++++ Listed records ++++

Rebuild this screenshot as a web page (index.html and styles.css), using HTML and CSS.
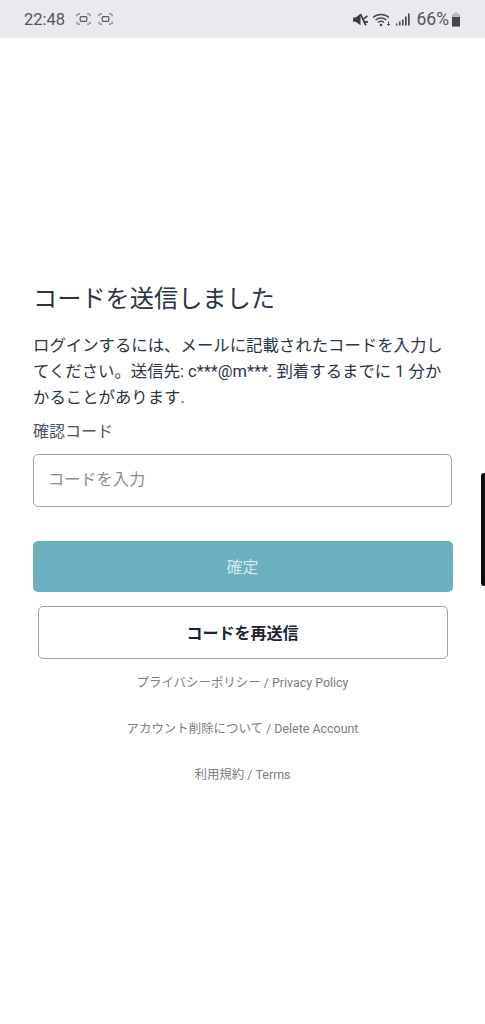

++++
++++ Listed records ++++

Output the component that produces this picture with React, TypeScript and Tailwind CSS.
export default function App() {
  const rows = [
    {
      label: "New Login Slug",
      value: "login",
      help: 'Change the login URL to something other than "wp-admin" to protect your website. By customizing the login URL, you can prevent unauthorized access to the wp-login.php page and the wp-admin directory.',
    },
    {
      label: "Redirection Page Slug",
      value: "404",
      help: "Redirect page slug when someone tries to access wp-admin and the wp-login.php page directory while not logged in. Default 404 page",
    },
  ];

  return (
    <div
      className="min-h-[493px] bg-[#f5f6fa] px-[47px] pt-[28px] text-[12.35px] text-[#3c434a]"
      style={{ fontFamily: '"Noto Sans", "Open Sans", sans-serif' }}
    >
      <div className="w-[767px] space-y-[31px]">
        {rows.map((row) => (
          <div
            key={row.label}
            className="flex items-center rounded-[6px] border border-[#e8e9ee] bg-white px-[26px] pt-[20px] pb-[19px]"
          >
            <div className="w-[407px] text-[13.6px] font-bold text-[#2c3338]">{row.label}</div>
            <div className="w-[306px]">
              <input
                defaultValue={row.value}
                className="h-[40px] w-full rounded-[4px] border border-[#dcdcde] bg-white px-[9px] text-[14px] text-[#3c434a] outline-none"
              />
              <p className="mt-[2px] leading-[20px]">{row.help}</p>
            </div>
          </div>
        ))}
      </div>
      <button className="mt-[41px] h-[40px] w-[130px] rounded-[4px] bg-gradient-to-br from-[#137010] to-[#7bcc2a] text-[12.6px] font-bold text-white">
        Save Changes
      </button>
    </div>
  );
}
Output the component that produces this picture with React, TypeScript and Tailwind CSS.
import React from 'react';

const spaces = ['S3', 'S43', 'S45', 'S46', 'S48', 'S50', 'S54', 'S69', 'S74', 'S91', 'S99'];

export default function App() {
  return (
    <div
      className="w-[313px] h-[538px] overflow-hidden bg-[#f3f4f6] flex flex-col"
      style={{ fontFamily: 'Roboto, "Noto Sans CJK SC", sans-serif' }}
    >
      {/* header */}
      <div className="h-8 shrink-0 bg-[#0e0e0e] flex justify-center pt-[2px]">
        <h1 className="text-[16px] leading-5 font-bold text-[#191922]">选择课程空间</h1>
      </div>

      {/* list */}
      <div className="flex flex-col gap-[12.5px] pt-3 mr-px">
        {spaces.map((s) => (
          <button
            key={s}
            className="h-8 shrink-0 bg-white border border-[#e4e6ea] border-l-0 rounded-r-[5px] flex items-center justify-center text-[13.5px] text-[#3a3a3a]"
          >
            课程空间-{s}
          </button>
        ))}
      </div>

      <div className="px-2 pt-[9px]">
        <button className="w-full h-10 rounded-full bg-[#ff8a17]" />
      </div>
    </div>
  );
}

++++
++++ Listed records ++++

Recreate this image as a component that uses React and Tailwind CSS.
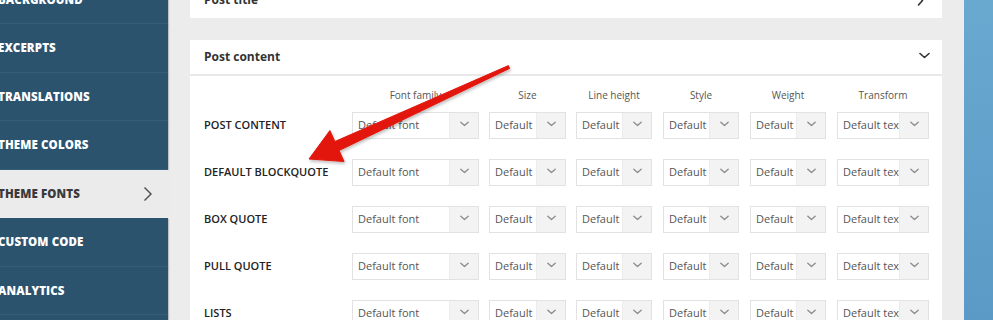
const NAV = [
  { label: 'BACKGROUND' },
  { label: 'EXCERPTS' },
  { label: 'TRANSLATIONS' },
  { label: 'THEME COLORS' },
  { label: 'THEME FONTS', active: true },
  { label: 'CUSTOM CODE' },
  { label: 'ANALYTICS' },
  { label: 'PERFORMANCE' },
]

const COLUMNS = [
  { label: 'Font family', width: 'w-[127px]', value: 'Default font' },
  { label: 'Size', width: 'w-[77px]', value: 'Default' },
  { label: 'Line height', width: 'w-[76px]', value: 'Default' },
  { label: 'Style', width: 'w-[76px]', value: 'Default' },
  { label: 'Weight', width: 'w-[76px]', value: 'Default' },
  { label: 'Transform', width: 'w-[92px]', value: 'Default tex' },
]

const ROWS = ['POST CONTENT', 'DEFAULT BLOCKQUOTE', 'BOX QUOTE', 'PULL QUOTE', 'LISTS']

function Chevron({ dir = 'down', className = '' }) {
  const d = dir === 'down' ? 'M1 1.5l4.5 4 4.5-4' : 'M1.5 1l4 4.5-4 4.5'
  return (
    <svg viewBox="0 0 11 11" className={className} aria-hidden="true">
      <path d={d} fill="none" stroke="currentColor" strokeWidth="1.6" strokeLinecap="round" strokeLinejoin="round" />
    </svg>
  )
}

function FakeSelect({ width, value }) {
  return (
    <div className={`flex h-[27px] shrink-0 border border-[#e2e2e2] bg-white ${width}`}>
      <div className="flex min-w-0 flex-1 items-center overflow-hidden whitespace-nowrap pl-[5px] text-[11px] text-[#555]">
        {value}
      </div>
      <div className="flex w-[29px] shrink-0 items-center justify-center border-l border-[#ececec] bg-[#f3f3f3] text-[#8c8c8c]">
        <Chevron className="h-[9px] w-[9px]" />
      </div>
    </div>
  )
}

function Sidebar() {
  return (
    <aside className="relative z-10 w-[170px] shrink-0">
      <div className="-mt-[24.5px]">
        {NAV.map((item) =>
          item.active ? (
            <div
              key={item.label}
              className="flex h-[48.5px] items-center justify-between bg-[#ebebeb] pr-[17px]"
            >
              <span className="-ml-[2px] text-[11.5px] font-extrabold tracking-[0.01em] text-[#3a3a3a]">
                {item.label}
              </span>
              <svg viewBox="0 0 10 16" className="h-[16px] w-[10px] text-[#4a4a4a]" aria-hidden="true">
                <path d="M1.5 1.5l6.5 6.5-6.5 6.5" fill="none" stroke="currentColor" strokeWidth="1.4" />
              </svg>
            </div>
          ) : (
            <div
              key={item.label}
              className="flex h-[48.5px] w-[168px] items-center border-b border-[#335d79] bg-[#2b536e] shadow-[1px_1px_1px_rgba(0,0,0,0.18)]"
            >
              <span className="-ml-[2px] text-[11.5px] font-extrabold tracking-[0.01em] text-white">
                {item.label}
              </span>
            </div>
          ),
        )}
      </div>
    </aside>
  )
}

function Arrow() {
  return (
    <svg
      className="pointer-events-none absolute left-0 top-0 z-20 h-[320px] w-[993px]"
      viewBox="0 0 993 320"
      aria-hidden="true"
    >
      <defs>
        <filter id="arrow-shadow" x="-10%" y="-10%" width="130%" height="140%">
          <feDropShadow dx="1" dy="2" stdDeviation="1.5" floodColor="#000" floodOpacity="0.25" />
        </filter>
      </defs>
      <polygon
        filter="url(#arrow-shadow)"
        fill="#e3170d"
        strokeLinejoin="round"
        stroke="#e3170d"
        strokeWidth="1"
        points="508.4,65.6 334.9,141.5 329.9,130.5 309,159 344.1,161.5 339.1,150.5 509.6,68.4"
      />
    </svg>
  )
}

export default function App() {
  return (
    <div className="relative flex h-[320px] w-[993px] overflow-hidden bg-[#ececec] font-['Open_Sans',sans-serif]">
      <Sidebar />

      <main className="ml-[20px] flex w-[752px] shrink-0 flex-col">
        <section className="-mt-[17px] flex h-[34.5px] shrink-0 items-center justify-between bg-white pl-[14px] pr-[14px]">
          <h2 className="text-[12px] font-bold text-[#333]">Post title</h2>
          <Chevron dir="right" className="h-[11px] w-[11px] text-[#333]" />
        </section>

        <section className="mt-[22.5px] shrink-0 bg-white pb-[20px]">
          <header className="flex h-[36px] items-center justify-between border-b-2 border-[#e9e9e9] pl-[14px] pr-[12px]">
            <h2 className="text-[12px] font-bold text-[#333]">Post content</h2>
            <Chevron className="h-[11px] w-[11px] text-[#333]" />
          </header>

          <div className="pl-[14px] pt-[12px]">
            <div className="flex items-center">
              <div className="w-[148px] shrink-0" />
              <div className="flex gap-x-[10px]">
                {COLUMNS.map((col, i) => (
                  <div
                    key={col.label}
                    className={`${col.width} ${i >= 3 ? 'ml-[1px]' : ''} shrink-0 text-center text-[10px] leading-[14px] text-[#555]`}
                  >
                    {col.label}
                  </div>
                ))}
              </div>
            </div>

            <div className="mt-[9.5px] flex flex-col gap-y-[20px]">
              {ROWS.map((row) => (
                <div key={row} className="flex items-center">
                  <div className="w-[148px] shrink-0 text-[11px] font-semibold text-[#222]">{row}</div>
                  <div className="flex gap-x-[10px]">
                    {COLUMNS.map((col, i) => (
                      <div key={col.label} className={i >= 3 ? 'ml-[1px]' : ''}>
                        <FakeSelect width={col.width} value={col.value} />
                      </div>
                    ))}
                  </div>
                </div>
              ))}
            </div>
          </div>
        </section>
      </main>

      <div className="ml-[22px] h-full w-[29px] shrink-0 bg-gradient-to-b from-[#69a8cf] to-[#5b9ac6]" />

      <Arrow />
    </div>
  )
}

++++

_What to do:_
Pull out every line of the records above that contains the word "this".

_Output:_
Rebuild this screenshot as a web page (index.html and styles.css), using HTML and CSS.
Output the component that produces this picture with React, TypeScript and Tailwind CSS.
Output the component that produces this picture with React, TypeScript and Tailwind CSS.
Recreate this image as a component that uses React and Tailwind CSS.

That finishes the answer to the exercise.